Your task: Determine which lines of the records include the word "index", and copy them.

Source material:
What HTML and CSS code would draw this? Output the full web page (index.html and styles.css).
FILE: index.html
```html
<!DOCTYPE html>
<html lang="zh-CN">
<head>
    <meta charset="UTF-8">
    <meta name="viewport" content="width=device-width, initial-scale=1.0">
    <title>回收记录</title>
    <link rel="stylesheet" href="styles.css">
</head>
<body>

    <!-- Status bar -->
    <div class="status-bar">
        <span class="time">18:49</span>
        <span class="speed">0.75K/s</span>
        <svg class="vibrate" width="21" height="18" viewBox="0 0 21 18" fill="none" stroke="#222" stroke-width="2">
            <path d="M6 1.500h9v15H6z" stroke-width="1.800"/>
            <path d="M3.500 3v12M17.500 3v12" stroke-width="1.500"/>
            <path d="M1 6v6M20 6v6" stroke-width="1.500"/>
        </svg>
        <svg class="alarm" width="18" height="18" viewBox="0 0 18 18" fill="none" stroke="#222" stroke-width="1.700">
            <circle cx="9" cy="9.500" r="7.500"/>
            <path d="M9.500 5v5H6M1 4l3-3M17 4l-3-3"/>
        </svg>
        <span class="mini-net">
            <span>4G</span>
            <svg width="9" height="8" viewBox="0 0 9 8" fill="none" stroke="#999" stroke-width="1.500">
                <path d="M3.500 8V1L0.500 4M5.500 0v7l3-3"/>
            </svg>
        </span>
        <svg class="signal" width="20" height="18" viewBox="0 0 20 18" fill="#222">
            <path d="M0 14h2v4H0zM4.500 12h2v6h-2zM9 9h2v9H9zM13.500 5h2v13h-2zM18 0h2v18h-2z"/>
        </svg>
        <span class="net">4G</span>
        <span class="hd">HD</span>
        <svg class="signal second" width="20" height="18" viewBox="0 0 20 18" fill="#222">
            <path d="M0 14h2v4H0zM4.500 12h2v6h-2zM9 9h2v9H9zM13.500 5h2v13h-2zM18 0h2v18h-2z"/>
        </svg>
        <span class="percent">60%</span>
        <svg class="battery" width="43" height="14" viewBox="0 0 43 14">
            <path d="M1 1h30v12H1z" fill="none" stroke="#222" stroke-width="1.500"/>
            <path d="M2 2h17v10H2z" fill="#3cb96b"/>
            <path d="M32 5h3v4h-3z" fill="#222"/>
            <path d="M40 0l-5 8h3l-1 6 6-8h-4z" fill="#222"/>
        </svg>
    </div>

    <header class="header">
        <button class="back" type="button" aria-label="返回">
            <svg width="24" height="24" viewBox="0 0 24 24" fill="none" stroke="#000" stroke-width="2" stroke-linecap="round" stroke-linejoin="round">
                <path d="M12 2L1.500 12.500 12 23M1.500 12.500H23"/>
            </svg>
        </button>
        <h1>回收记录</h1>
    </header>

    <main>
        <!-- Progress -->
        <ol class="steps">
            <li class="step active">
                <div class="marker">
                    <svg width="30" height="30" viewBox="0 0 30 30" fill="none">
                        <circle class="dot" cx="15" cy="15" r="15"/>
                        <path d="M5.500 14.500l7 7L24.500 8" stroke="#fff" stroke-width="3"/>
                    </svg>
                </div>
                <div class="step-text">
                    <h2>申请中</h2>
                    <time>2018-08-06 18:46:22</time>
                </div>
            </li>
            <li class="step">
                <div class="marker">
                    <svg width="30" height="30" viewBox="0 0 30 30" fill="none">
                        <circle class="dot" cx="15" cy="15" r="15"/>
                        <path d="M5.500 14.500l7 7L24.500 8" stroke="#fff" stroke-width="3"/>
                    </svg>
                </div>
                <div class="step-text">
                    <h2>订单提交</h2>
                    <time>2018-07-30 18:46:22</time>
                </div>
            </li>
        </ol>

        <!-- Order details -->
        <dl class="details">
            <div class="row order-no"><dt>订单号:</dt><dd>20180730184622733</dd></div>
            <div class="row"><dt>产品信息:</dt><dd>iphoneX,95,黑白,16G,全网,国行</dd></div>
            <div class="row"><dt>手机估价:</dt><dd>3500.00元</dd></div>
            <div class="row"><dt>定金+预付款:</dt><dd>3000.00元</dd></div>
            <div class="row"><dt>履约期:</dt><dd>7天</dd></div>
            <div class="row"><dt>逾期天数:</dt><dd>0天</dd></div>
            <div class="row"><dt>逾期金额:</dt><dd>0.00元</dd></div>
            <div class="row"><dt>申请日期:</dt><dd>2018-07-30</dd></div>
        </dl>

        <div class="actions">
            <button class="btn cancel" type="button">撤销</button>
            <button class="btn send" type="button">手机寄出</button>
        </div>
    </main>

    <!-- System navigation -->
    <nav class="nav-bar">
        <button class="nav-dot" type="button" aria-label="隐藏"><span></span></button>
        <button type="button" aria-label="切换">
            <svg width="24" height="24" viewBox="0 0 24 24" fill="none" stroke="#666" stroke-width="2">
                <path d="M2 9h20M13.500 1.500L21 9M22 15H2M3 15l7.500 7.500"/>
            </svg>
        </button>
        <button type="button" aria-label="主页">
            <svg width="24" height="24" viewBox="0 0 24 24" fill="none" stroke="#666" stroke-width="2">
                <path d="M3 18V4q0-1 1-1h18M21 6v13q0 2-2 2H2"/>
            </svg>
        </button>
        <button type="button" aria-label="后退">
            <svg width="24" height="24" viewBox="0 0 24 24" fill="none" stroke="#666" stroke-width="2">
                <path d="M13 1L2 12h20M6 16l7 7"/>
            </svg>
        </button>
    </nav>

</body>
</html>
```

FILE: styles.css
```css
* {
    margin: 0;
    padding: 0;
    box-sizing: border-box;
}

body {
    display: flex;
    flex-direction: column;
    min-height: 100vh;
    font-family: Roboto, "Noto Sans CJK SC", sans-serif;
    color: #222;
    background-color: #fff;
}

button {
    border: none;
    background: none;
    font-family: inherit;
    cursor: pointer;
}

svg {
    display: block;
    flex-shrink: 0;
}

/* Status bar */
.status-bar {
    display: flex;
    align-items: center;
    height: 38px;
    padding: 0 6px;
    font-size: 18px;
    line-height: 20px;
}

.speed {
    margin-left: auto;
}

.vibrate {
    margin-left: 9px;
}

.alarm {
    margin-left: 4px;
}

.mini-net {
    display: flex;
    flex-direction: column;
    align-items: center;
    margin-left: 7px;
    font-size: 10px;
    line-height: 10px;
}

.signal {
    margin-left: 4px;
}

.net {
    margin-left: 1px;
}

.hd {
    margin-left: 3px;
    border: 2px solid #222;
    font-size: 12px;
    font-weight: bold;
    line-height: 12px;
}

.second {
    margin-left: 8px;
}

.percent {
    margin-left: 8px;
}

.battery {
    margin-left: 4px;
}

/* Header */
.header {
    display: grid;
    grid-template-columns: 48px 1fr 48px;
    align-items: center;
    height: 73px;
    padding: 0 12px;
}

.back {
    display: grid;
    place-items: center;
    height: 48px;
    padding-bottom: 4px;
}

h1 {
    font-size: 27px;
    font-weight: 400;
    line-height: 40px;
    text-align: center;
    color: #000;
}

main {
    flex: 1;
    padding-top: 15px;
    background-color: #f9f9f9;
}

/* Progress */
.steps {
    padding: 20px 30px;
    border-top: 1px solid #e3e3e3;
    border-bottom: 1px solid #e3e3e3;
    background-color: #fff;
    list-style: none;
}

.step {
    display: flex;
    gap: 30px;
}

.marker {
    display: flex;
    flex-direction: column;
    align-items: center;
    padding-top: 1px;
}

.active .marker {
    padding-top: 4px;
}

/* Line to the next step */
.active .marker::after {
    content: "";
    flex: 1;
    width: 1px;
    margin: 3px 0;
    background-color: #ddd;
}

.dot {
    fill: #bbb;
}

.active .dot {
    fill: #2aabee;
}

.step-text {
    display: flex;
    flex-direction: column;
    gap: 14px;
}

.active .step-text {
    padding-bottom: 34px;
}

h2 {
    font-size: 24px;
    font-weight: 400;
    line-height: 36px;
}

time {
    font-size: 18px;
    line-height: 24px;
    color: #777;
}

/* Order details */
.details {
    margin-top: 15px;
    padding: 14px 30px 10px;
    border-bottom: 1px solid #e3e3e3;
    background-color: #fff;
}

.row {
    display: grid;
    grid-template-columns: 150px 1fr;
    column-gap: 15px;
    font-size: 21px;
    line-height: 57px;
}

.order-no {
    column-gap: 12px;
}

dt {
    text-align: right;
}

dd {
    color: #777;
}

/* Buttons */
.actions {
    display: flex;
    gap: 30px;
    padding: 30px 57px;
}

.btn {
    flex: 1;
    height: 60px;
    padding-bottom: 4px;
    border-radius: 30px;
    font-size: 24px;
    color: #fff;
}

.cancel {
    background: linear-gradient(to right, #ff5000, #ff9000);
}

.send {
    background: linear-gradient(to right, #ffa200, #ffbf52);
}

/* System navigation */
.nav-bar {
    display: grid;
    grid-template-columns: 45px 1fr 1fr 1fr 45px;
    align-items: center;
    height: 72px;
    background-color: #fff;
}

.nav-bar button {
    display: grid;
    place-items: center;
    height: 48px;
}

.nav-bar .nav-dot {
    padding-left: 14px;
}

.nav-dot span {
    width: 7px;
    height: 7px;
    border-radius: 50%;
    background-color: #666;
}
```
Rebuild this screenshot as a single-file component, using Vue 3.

Final answer:
What HTML and CSS code would draw this? Output the full web page (index.html and styles.css).
FILE: index.html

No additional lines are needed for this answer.